Os técnicos da Caixa questionam ainda o facto de o empréstimo ser bastante superior ao valor do Atrium Saldanha, único activo da Imosal, que foi dado em garantia do crédito. Trata-se mesmo de uma operação, conforme confirmou o PÚBLICO, que foi antes recusada por outros bancos nacionais, que a consideraram de "segurança nula", alegando precisamente que o valor do crédito era superior à avaliação do edifício dado em garantia, além de que a aquisição da Imosal não envolvia qualquer esforço do empresário, em capitais próprios. Estes factos, justificaram, aliás, que Martins tivesse entregue à CGD uma garantia complementar de consignação de rendimentos futuros.

"Como é do conhecimento geral, as instituições bancárias estão sujeitas a sigilo no que diz respeito às relações com os respectivos clientes. Apenas estes, se assim entenderem, o podem fazer", respondeu o porta-voz da Caixa Geral de Depósitos, quando questionado sobre as condições em que a instituição concedeu o crédito a Armando Martins. A CGD recusou igualmente esclarecer em que data é que o Conselho de Administração aprovou o financiamento dado ao empresário.

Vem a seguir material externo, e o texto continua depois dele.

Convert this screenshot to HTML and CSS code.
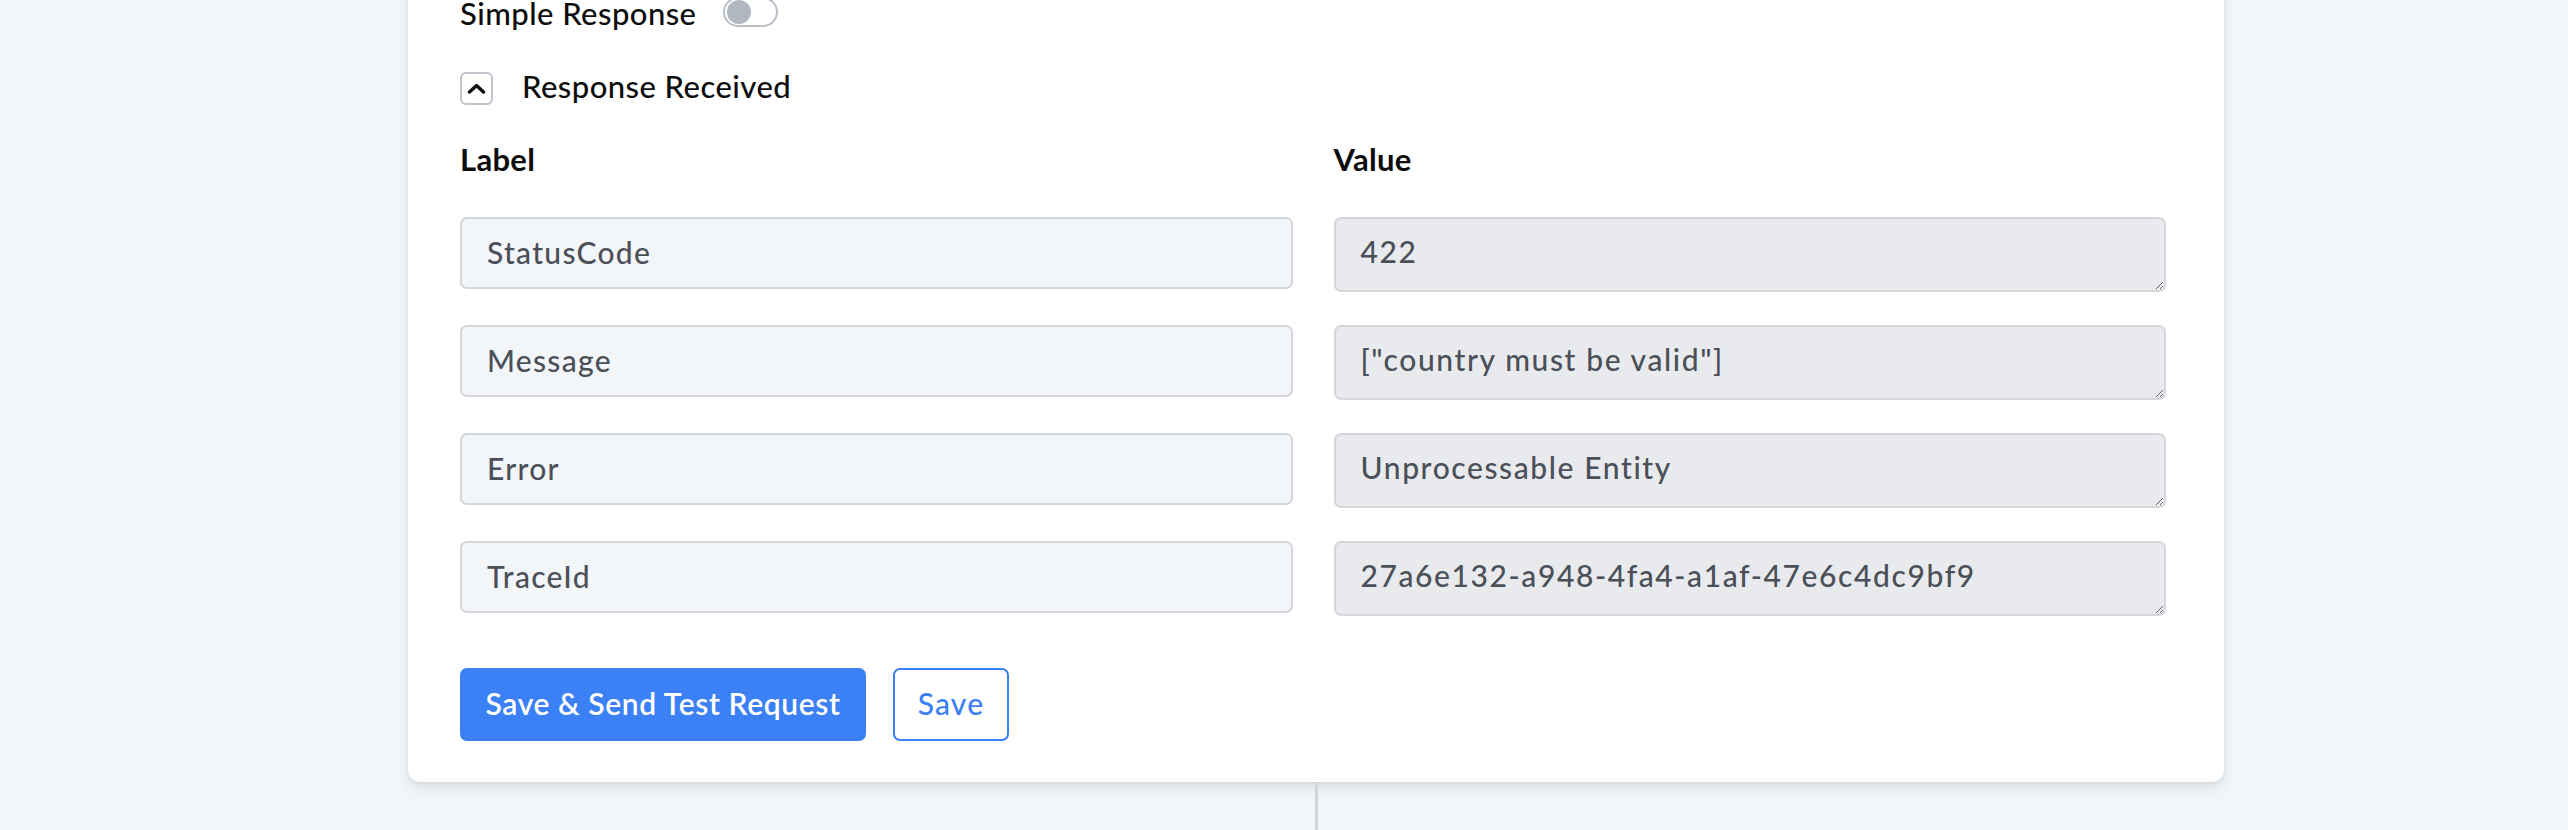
FILE: index.html
```html
<!DOCTYPE html>
<html lang="en">
<head>
<meta charset="utf-8">
<title>Response Received</title>
<link rel="stylesheet" href="styles.css">
</head>
<body>
<div class="page">
  <section class="card">
    <div class="toggle-row">
      <span class="row-text">Simple Response</span>
      <span class="switch"><span class="knob"></span></span>
    </div>
    <div class="collapse-row">
      <button class="collapse-btn" type="button" aria-label="Collapse">
        <svg width="19" height="11" viewBox="0 0 19 11"><path d="M2.5 9 L9.5 2.5 L16.5 9" fill="none" stroke="#111" stroke-width="3.4" stroke-linecap="round" stroke-linejoin="round"/></svg>
      </button>
      <span class="row-text">Response Received</span>
    </div>
    <div class="grid">
      <div class="col-head">Label</div>
      <div class="col-head">Value</div>

      <input class="field" type="text" value="StatusCode" readonly>
      <textarea class="value" readonly>422</textarea>

      <input class="field" type="text" value="Message" readonly>
      <textarea class="value" readonly>["country must be valid"]</textarea>

      <input class="field" type="text" value="Error" readonly>
      <textarea class="value" readonly>Unprocessable Entity</textarea>

      <input class="field" type="text" value="TraceId" readonly>
      <textarea class="value" readonly>27a6e132-a948-4fa4-a1af-47e6c4dc9bf9</textarea>
    </div>
    <div class="actions">
      <button class="btn btn-primary" type="button">Save &amp; Send Test Request</button>
      <button class="btn btn-outline" type="button">Save</button>
    </div>
  </section>
  <div class="connector"></div>
</div>
</body>
</html>
```
FILE: styles.css
```css
html, body {
  margin: 0;
  padding: 0;
  background: #f3f6f9;
  height: 100%;
  overflow: hidden;
}

body {
  font-family: Lato, "Open Sans", sans-serif;
  color: #111;
}

.page {
  display: flex;
  flex-direction: column;
  width: 1816px;
  margin-left: 408px;
}

.card {
  box-sizing: border-box;
  width: 1816px;
  margin-top: -30px;
  padding: 27px 58px 41px 52px;
  background: #fff;
  border-radius: 0 0 12px 12px;
  box-shadow: 0 6px 14px rgba(30, 41, 59, 0.10), 0 2px 4px rgba(30, 41, 59, 0.06);
}

.row-text {
  font-size: 31px;
  font-weight: 500;
  line-height: 30px;
  letter-spacing: 0.45px;
  color: #0d0d0d;
}

.toggle-row {
  display: flex;
  align-items: center;
  height: 30px;
  gap: 27px;
}

.toggle-row .row-text {
  margin-top: 2px;
}

.switch {
  box-sizing: border-box;
  width: 55px;
  height: 30px;
  border: 2px solid #b9bfc7;
  border-radius: 15px;
  display: flex;
  align-items: center;
  padding-left: 2px;
}

.knob {
  width: 24px;
  height: 24px;
  border-radius: 50%;
  background: #b0b7c0;
}

.collapse-row {
  display: flex;
  align-items: center;
  gap: 29px;
  margin-top: 45px;
  height: 33px;
}

.collapse-row .row-text {
  margin-top: -6px;
}

.collapse-btn {
  box-sizing: border-box;
  width: 33px;
  height: 33px;
  padding: 0;
  border: 2px solid #bfc5cd;
  border-radius: 6px;
  background: #fff;
  display: flex;
  align-items: center;
  justify-content: center;
}

.collapse-btn svg {
  display: block;
  margin-top: -1px;
}

.grid {
  display: grid;
  grid-template-columns: 1fr 1fr;
  column-gap: 41px;
  row-gap: 33px;
  margin-top: 36px;
  align-items: start;
}

.col-head {
  font-size: 31px;
  font-weight: 700;
  line-height: 36px;
  letter-spacing: 0.3px;
  color: #0d0d0d;
  margin-bottom: 7px;
}

.field,
.value {
  box-sizing: border-box;
  width: 100%;
  margin: 0;
  font-family: Lato, "Open Sans", sans-serif;
  font-size: 30px;
  font-weight: 500;
  letter-spacing: 1.3px;
  color: #4b5058;
  border: 2px solid #d3d7dc;
  border-radius: 7px;
  padding: 0 25px;
  outline: none;
}

.field {
  height: 72px;
  background: #f3f6f9;
  padding-bottom: 3px;
}

.value {
  display: block;
  height: 75px;
  background: #e9eaed;
  padding-top: 14px;
  line-height: 36px;
  letter-spacing: 1.6px;
  resize: vertical;
  overflow: hidden;
}

.actions {
  display: flex;
  gap: 27px;
  margin-top: 52px;
}

.btn {
  box-sizing: border-box;
  height: 73px;
  border-radius: 7px;
  font-family: Lato, "Open Sans", sans-serif;
  font-size: 30px;
  font-weight: 600;
  letter-spacing: 0.6px;
  padding: 0 20px 3px;
  cursor: pointer;
}

.btn-primary {
  background: #3b80f5;
  border: none;
  color: #fff;
  width: 406px;
}

.btn-outline {
  background: #fff;
  border: 2px solid #3b80f5;
  color: #3b80f5;
  width: 116px;
  font-weight: 500;
  letter-spacing: 1.2px;
}

.connector {
  align-self: center;
  width: 3px;
  height: 60px;
  background: #d2d5da;
}
```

"É verdade que recebi um financiamento de 125 milhões de euros de um consórcio liderado pela CGD, onde se incluem o Montepio Geral, a Caixa Açoreana, o Banif e o BPN", confirmou ao PÚBLICO o empresário Armando Martins, admitindo igualmente que o grupo CGD foi responsável directamente por 75 milhões de euros. O empresário, que se disponibilizou desde o primeiro momento para falar com o PÚBLICO, mostrou-se surpreendido com o facto de a operação, não ter sido aprovado previamente pelo CA e pelo CC. "Não sabia", disse. Segundo Martins, o crédito de 125 milhões de euros destinou-se à compra da Imosal, a sociedade proprietária do Atrium Saldanha controlada por Marc Rich, dos quais cerca de 40 milhões de euros destinaram-se à liquidação de uma dívida antiga, contraída por Marc Rich junto do Banco Comercial Português, que financiou a construção do imóvel. Os 125 milhões de euros pagos pelo edifício que alberga um centro comercial e escritórios, único bem da Imosal, comparam com os 100 milhões de euros em que foi avaliada a recuperação do Parque Mayer ou os 99 milhões de euros de custo total da Casa da Música no Porto.

Fernando Sequeira negociou pela Caixa

Armando Martins explicou que, nas negociações com a instituição, teve como interlocutor Fernando Sequeira, administrador com o pelouro da Direcção e Comercial de Lisboa, conhecido pelas suas ligações ao ex-ministro da Economia Pina Moura e ao seu ex-chefe de gabinete Fernando Castro. A nomeação de Sequeira para a Caixa gerou controvérsia, pois foi indigitado por sugestão de Pina Moura, ocupando o lugar que estava destinado a José Ponte Zeferino. Foi também Pina Moura que convidou o ex-secretário de Estado de Miguel Cadilhe e de Mira Amaral, António de Sousa, conotado com o PSD, para a presidência da Caixa. Sousa, então governador do Banco de Portugal, levou para o grupo público Carlos Oliveira Cruz, que era administrador do órgão de supervisão.

O empresário começou por garantir não conhecer pessoalmente Oliveira Cruz, o administrador que aprovou o crédito sem o submeter à decisão do conselho colegial, e responsável pela direcção das grandes empresas e da banca de investimento. Posteriormente, Martins garantiria "que Oliveira Cruz não esteve presente na assinatura do contrato" do empréstimo que celebrou com a CGD. O empresário precisou ainda que os seus contactos com a CGD se desenvolveram primeiro com Gracinda Raposo, directora das operações de Lisboa, a que se seguiu Sales Caldeira e que só depois iniciou conversações com Fernando Sequeira. Questionado sobre qual o "spread" (diferencial face à taxa de referência do empréstimo) negociado com a Caixa, Armando Martins explicou "ter prescindido de recorrer a um banco europeu", cujo nome recusou divulgar, que lhe dava "um 'spread' de 0,75 [pontos percentuais]", optando por se financiar "junto da banca portuguesa mediante um 'spread' de 0,80 [pp]".